REQUEST:
Wherever the word "styles" appears in a line, extract that line.

--- COLLECTED DATA ---

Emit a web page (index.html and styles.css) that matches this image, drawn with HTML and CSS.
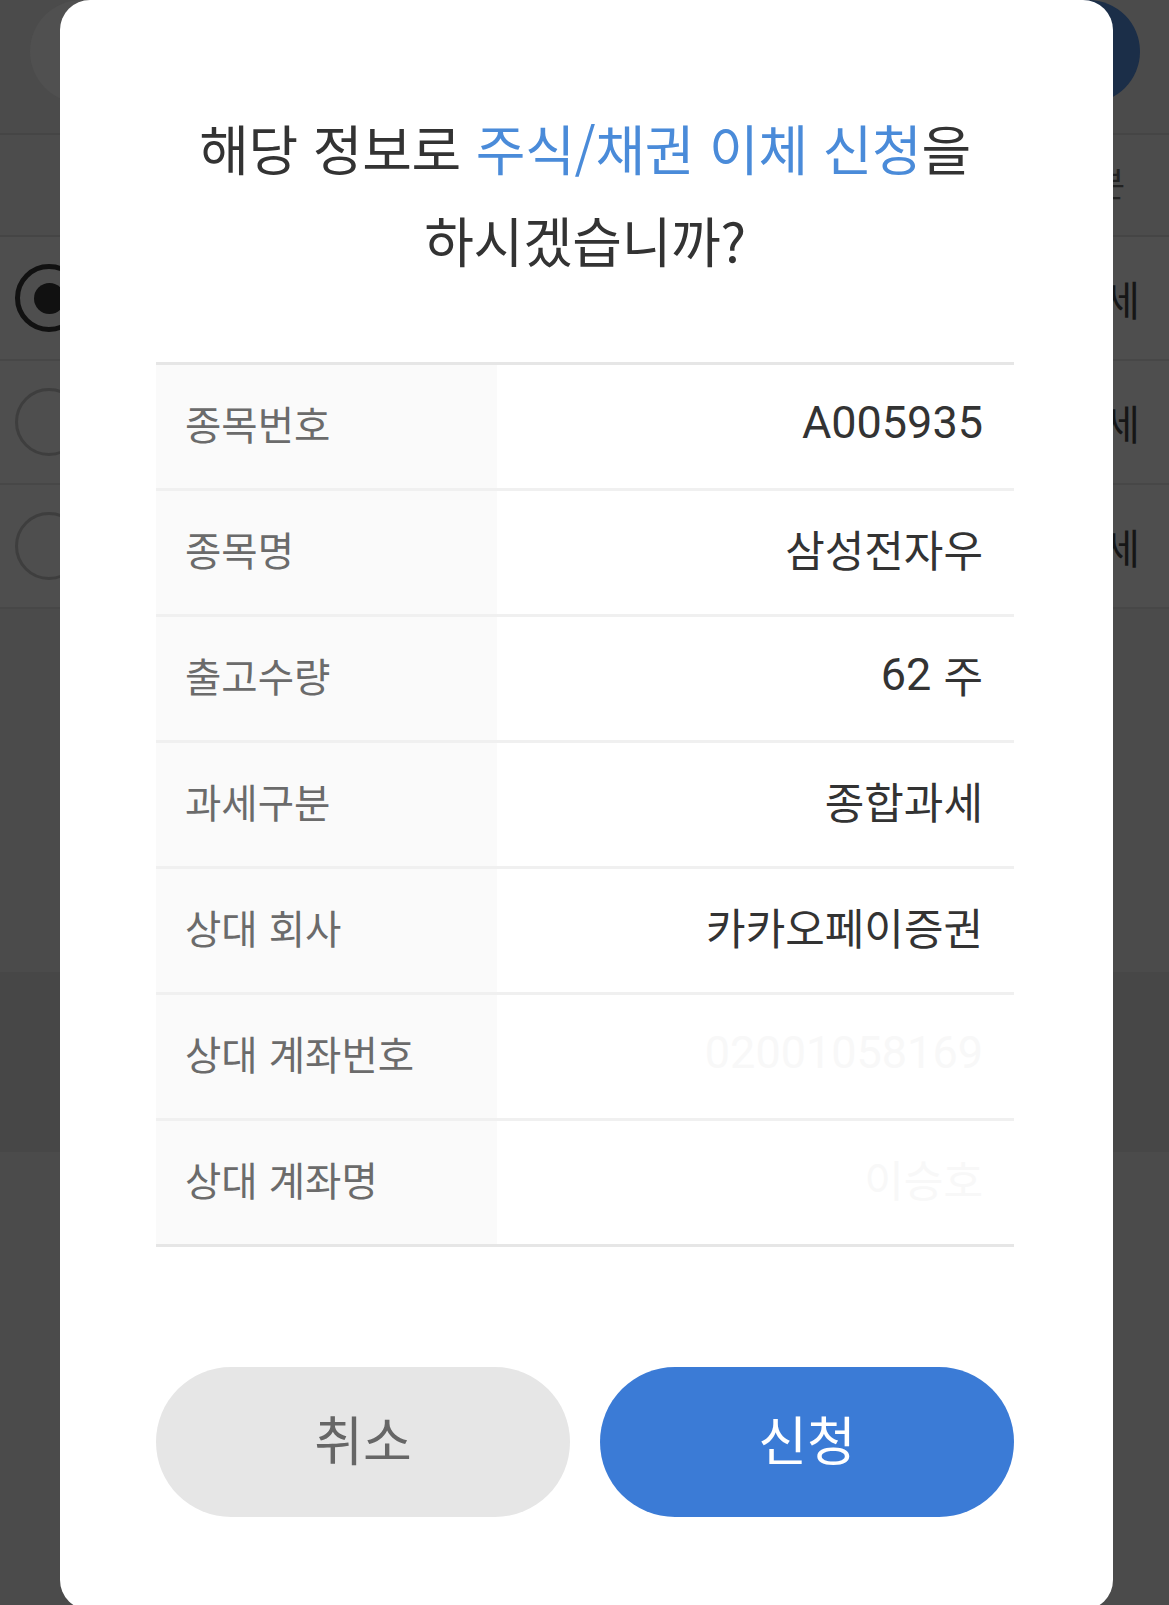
FILE: index.html
```html
<!DOCTYPE html>
<html lang="ko">
<head>
<meta charset="utf-8">
<title>주식/채권 이체 신청</title>
<link rel="stylesheet" href="styles.css">
</head>
<body>
<div class="page">
  <header class="top-bar">
    <div class="pill pill-gray"></div>
    <div class="pill pill-navy"></div>
  </header>
  <div class="tab-row"><span class="col-head">과세구분</span></div>
  <ul class="list">
    <li class="item"><span class="radio radio-on"></span><span class="item-text">종합과세</span></li>
    <li class="item"><span class="radio"></span><span class="item-text">분리과세</span></li>
    <li class="item"><span class="radio"></span><span class="item-text">비과세</span></li>
  </ul>
  <div class="band band-light"></div>
  <div class="band band-dark"></div>
  <div class="band band-rest"></div>
</div>

<div class="dialog">
  <h1 class="title">해당 정보로 <span class="hl">주식/채권 이체 신청</span>을<br>하시겠습니까?</h1>
  <div class="info">
    <div class="info-row"><div class="info-label">종목번호</div><div class="info-value"><span class="num">A005935</span></div></div>
    <div class="info-row"><div class="info-label">종목명</div><div class="info-value">삼성전자우</div></div>
    <div class="info-row"><div class="info-label">출고수량</div><div class="info-value"><span class="num">62</span>&nbsp;주</div></div>
    <div class="info-row"><div class="info-label">과세구분</div><div class="info-value">종합과세</div></div>
    <div class="info-row"><div class="info-label">상대 회사</div><div class="info-value">카카오페이증권</div></div>
    <div class="info-row"><div class="info-label">상대 계좌번호</div><div class="info-value info-masked"><span class="num">02001058169</span></div></div>
    <div class="info-row"><div class="info-label">상대 계좌명</div><div class="info-value info-masked">이승호</div></div>
  </div>
  <div class="actions">
    <button class="btn btn-cancel" type="button">취소</button>
    <button class="btn btn-apply" type="button">신청</button>
  </div>
</div>
</body>
</html>
```

FILE: styles.css
```css
html, body {
  margin: 0;
  padding: 0;
}
body {
  width: 1169px;
  height: 1605px;
  overflow: hidden;
  position: relative;
  background: #4b4b4b;
  font-family: "Noto Sans CJK KR", "Noto Sans", sans-serif;
}

/* dimmed page underneath */
.page {
  width: 1169px;
}
.top-bar {
  height: 135px;
  box-sizing: border-box;
  border-bottom: 2px solid #454545;
  display: flex;
  justify-content: space-between;
  padding: 0 29px 0 30px;
  background: #4b4b4b;
}
.pill {
  width: 420px;
  height: 103px;
  border-radius: 52px;
}
.pill-gray { background: #505050; }
.pill-navy { background: #1b2e48; }
.tab-row {
  height: 102px;
  box-sizing: border-box;
  border-bottom: 2px solid #454545;
  display: flex;
  align-items: center;
  justify-content: flex-end;
  padding-right: 44px;
  padding-bottom: 6px;
  background: #4c4c4c;
}
.col-head {
  font-size: 34px;
  color: #222;
}
.list {
  list-style: none;
  margin: 0;
  padding: 0;
}
.item {
  height: 124px;
  box-sizing: border-box;
  border-bottom: 2px solid #474747;
  display: flex;
  align-items: center;
  justify-content: space-between;
  padding: 0 29px 0 15px;
  background: #4e4e4e;
}
.radio {
  width: 68px;
  height: 68px;
  box-sizing: border-box;
  border-radius: 50%;
  border: 3px solid #3e3e3e;
  display: flex;
  align-items: center;
  justify-content: center;
}
.radio-on {
  border: 5px solid #111;
}
.radio-on::after {
  content: "";
  width: 31px;
  height: 31px;
  border-radius: 50%;
  background: #111;
}
.item-text {
  font-size: 41px;
  color: #161616;
}
.band-light { height: 363px; background: #4b4b4b; }
.band-dark { height: 180px; background: #474747; }
.band-rest { height: 460px; background: #4b4b4b; }

/* dialog */
.dialog {
  position: absolute;
  left: 60px;
  top: 0;
  width: 1053px;
  height: 1610px;
  box-sizing: border-box;
  background: #fff;
  border-radius: 30px;
  padding: 102px 99px 0 96px;
}
.title {
  margin: 0;
  font-size: 54px;
  line-height: 92px;
  font-weight: 400;
  color: #333;
  text-align: center;
  letter-spacing: -0.3px;
}
.hl { color: #4a8bd9; }

.info {
  margin-top: 76px;
  border-top: 3px solid #e6e6e6;
  border-bottom: 3px solid #e6e6e6;
}
.info-row {
  display: grid;
  grid-template-columns: 341px 1fr;
  height: 126px;
  box-sizing: border-box;
  border-bottom: 3px solid #f0f0f0;
}
.info-row:last-child {
  height: 123px;
  border-bottom: none;
}
.info-label {
  background: #fafafa;
  display: flex;
  align-items: center;
  padding-left: 29px;
  padding-bottom: 9px;
  font-size: 39.5px;
  color: #6b6b6b;
}
.info-value {
  display: flex;
  align-items: center;
  justify-content: flex-end;
  padding-right: 31px;
  padding-bottom: 9px;
  font-size: 43px;
  color: #333;
}
.num {
  font-family: Roboto, "Noto Sans", sans-serif;
  font-size: 45px;
}
.info-masked {
  color: #f8f8f8;
}

.actions {
  display: grid;
  grid-template-columns: 1fr 1fr;
  gap: 30px;
  margin-top: 120px;
}
.btn {
  height: 150px;
  border: none;
  border-radius: 75px;
  font-family: "Noto Sans CJK KR", sans-serif;
  font-size: 53px;
  padding: 0 0 8px;
}
.btn-cancel { background: #e6e6e6; color: #666; }
.btn-apply { background: #3b7bd6; color: #fff; }
```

---

ANSWER FOR THIS EXERCISE:
Emit a web page (index.html and styles.css) that matches this image, drawn with HTML and CSS.
<link rel="stylesheet" href="styles.css">
FILE: styles.css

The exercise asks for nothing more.